■ TASK DIRECTIONS ■
Report every line in the listing below where the string "React" shows up.

■ RECORDED INFORMATION ■
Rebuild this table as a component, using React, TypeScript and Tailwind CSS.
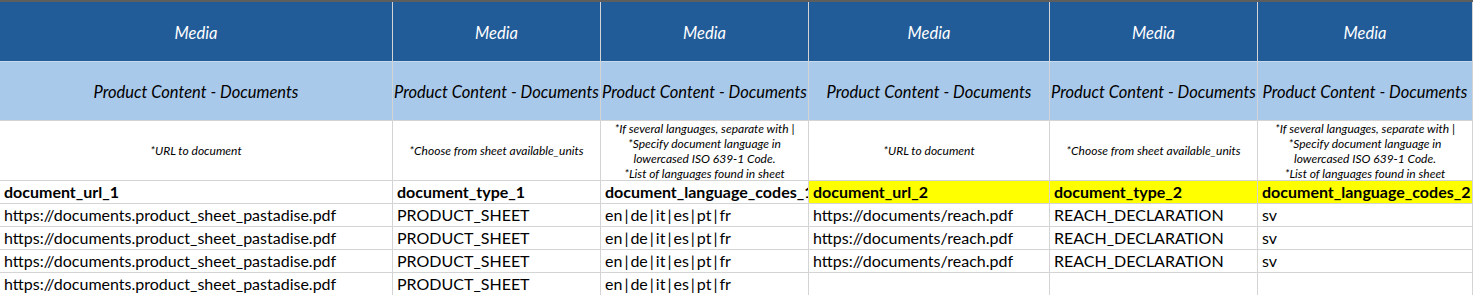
import React from 'react';

const cols = ['w-[393px]', 'w-[208px]', 'w-[208px]', 'w-[241px]', 'w-[208px]', 'w-[215px]'];

const urlNote = ['*URL to document'];
const typeNote = ['*Choose from sheet available_units'];
const langNote = [
  '*If several languages, separate with |',
  '*Specify document language in',
  'lowercased ISO 639-1 Code.',
  '*List of languages found in sheet',
];

const notes = [urlNote, typeNote, langNote, urlNote, typeNote, langNote];

const fields = [
  'document_url_1',
  'document_type_1',
  'document_language_codes_1',
  'document_url_2',
  'document_type_2',
  'document_language_codes_2',
];

const full = [
  'https://documents.product_sheet_pastadise.pdf',
  'PRODUCT_SHEET',
  'en|de|it|es|pt|fr',
  'https://documents/reach.pdf',
  'REACH_DECLARATION',
  'sv',
];

const rows = [full, full, full, [full[0], full[1], full[2], '', '', '']];

const cell = 'shrink-0 border-r border-b border-[#d4d4d4] overflow-hidden whitespace-nowrap';

// Calibri puts air around the pipe; give it a little margin
function Codes({ text }: { text: string }) {
  const parts = text.split('|');
  return (
    <>
      {parts.map((p, i) => (
        <React.Fragment key={i}>
          {i > 0 && <span className="mx-[2px]">|</span>}
          {p}
        </React.Fragment>
      ))}
    </>
  );
}

export default function App() {
  return (
    <div className="w-[1473px] h-[295px] overflow-hidden bg-white text-black font-['Lato',sans-serif]">
      <div className="h-[2px] bg-[#5e5e5e]" />

      {/* group header */}
      <div className="flex">
        {cols.map((w, i) => (
          <div key={i} className={`${cell} ${w} h-[60px] pt-[3px] bg-[#215b98] border-b-[#c9d9ec] flex items-center justify-center text-[16.5px] italic text-white`}>
            Media
          </div>
        ))}
      </div>

      {/* section header */}
      <div className="flex">
        {cols.map((w, i) => (
          <div key={i} className={`${cell} ${w} h-[59px] pt-[2px] bg-[#a9c9eb] flex items-center justify-center text-[16.5px] italic`}>
            Product Content - Documents
          </div>
        ))}
      </div>

      {/* notes */}
      <div className="flex">
        {cols.map((w, i) => (
          <div key={i} className={`${cell} ${w} h-[60px] flex flex-col items-center justify-center text-[12px] leading-[15px] italic`}>
            {notes[i].map((line) => (
              <span key={line}>{line}</span>
            ))}
          </div>
        ))}
      </div>

      {/* field names */}
      <div className="flex">
        {cols.map((w, i) => (
          <div key={i} className={`${cell} ${w} h-[23px] px-[4px] flex items-center text-[16px] font-bold ${i >= 3 ? 'bg-[#ffff00]' : ''}`}>
            {fields[i]}
          </div>
        ))}
      </div>

      {/* data */}
      {rows.map((r, ri) => (
        <div key={ri} className="flex">
          {cols.map((w, i) => (
            <div key={i} className={`${cell} ${w} h-[23px] px-[4px] flex items-center text-[16px]`}>
              {i === 2 ? <Codes text={r[i]} /> : r[i]}
            </div>
          ))}
        </div>
      ))}
    </div>
  );
}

■ EXERCISE RESPONSE ■
Rebuild this table as a component, using React, TypeScript and Tailwind CSS.
import React from 'react';
        <React.Fragment key={i}>
        </React.Fragment>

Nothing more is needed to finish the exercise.